● The task
Take every line from the listing below that includes "React" and copy it.
——————————
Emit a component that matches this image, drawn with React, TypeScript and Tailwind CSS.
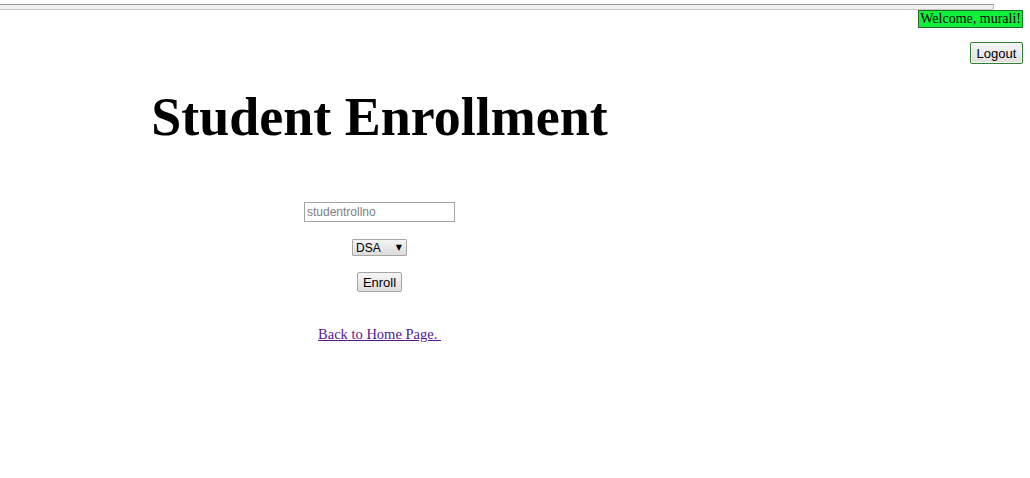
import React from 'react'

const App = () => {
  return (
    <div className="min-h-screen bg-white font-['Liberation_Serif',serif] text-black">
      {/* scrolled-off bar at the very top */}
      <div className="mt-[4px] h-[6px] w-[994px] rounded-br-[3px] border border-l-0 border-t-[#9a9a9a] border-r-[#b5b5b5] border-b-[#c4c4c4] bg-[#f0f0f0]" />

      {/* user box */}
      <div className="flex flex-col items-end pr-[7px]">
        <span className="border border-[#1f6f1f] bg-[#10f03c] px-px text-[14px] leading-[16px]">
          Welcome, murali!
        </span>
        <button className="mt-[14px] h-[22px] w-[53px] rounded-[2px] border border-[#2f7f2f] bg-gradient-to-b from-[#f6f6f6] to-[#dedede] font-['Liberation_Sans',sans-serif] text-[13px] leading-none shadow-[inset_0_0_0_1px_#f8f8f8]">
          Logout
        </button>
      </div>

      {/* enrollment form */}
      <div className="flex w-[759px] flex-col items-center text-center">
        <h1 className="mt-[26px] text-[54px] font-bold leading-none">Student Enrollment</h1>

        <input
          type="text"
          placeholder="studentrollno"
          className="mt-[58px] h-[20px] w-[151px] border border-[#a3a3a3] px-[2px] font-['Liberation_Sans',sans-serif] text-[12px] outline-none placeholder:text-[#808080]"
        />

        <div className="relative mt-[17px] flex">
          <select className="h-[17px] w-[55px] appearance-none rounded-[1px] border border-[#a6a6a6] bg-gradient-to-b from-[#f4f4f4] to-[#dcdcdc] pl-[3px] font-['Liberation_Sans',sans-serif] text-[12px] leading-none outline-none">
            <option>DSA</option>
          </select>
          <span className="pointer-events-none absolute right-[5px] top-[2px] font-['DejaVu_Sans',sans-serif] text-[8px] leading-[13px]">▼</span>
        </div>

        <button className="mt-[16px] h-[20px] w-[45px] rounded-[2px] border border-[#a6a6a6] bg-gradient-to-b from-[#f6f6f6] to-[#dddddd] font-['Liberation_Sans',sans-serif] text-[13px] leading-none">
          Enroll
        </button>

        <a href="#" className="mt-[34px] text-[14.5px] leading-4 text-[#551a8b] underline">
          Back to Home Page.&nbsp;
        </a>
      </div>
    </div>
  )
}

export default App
——————————
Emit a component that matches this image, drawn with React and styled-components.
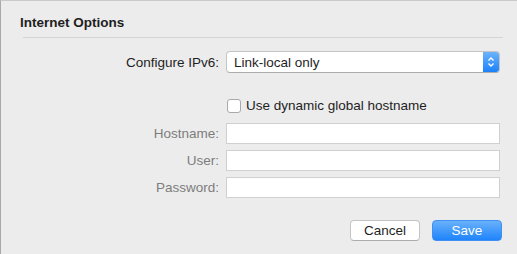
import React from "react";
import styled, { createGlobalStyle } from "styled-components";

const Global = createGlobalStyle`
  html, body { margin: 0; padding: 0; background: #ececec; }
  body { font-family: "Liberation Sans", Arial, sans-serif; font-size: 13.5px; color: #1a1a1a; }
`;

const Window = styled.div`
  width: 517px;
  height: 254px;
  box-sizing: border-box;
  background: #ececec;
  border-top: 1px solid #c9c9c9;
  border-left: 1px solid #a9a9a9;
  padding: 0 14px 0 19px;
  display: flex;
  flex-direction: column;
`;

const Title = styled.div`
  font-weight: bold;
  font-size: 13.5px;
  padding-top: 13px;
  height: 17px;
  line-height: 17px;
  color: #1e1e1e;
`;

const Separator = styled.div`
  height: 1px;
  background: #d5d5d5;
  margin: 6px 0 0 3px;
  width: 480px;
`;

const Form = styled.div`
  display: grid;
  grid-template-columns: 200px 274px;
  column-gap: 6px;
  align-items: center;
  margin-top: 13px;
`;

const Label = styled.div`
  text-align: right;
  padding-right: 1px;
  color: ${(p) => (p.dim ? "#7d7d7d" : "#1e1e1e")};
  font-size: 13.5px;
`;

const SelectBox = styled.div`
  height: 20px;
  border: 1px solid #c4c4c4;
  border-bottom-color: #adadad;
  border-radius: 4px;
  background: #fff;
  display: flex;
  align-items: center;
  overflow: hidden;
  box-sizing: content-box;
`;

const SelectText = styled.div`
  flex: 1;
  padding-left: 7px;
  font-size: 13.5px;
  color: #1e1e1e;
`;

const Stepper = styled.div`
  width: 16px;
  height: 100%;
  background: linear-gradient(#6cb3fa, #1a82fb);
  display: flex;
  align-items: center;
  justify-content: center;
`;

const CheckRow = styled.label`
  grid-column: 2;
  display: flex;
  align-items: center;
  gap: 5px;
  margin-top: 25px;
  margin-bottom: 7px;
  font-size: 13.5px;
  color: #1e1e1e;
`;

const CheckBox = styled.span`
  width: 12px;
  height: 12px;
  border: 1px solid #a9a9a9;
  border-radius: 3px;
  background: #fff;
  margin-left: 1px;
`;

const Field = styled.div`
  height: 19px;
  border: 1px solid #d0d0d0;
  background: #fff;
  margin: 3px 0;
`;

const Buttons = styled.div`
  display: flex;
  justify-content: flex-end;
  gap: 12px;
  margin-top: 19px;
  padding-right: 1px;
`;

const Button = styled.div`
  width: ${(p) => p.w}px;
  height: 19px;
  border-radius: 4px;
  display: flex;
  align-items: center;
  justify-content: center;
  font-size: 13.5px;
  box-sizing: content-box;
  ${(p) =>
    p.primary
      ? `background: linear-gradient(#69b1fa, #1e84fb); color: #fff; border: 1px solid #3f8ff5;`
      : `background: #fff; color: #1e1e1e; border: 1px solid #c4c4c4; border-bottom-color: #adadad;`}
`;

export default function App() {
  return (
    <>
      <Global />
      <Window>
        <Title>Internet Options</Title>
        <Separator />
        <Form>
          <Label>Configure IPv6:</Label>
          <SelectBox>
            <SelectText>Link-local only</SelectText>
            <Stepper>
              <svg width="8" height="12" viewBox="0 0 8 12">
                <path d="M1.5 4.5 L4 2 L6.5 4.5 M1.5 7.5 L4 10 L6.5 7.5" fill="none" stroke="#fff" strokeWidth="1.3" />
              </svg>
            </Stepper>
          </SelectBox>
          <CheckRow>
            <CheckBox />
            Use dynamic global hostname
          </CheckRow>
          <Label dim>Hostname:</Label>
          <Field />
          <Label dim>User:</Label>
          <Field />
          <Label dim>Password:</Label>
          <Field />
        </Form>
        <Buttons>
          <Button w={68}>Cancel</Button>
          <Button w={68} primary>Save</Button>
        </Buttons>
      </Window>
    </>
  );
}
——————————
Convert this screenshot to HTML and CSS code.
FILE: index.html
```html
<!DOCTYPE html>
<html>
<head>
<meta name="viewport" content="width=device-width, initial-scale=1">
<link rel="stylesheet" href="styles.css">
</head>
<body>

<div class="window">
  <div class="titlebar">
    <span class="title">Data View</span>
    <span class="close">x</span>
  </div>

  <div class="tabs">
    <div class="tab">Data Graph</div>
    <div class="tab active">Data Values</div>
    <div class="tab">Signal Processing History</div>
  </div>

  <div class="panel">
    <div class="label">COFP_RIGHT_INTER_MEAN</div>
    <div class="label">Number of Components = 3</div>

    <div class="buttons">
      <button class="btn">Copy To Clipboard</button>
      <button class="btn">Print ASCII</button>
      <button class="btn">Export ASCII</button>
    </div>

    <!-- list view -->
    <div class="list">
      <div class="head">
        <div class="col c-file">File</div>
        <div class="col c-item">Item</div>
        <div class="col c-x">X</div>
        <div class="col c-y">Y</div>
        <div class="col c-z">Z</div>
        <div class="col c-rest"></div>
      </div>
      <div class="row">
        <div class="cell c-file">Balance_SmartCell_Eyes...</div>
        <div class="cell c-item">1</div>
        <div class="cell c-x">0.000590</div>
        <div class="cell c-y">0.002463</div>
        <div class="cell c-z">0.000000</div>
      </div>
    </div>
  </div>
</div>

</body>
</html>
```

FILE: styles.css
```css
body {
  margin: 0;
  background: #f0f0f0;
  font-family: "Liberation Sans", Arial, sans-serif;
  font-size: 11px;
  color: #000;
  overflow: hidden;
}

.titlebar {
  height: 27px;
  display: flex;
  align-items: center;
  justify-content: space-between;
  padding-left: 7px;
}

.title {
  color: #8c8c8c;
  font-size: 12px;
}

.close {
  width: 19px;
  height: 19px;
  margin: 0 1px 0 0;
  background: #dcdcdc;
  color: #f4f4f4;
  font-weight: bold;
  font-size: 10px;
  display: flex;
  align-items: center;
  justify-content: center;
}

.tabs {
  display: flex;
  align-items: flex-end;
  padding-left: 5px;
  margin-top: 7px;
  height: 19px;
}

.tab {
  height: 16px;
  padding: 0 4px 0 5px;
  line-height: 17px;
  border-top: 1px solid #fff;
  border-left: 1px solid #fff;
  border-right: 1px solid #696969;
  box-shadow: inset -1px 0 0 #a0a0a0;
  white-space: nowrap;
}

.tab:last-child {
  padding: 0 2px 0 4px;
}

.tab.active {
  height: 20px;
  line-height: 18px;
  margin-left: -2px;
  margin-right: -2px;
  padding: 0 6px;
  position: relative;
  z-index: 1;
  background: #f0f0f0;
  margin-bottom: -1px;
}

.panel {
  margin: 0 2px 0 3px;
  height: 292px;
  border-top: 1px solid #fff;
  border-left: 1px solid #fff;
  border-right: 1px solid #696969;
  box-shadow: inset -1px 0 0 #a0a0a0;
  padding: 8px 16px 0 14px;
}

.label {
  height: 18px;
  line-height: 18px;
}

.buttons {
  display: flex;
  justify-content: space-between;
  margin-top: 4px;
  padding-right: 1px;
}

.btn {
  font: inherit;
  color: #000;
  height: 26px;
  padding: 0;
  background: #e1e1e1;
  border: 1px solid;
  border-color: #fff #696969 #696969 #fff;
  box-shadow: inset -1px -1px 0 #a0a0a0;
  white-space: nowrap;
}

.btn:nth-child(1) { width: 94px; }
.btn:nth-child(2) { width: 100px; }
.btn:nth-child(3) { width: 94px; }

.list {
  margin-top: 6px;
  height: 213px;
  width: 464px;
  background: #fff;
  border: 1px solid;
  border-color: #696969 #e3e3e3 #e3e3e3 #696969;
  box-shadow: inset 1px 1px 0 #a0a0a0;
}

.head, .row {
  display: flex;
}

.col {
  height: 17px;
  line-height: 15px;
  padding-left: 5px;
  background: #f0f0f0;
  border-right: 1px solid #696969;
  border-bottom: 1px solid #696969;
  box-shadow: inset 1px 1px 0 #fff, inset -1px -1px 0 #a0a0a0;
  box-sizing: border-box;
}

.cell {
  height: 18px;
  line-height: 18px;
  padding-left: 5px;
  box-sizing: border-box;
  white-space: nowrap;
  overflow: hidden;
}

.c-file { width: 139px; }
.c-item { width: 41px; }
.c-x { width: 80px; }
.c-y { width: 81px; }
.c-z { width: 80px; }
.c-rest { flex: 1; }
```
——————————
● Answer to this exercise
Emit a component that matches this image, drawn with React, TypeScript and Tailwind CSS.
import React from 'react'
Emit a component that matches this image, drawn with React and styled-components.
import React from "react";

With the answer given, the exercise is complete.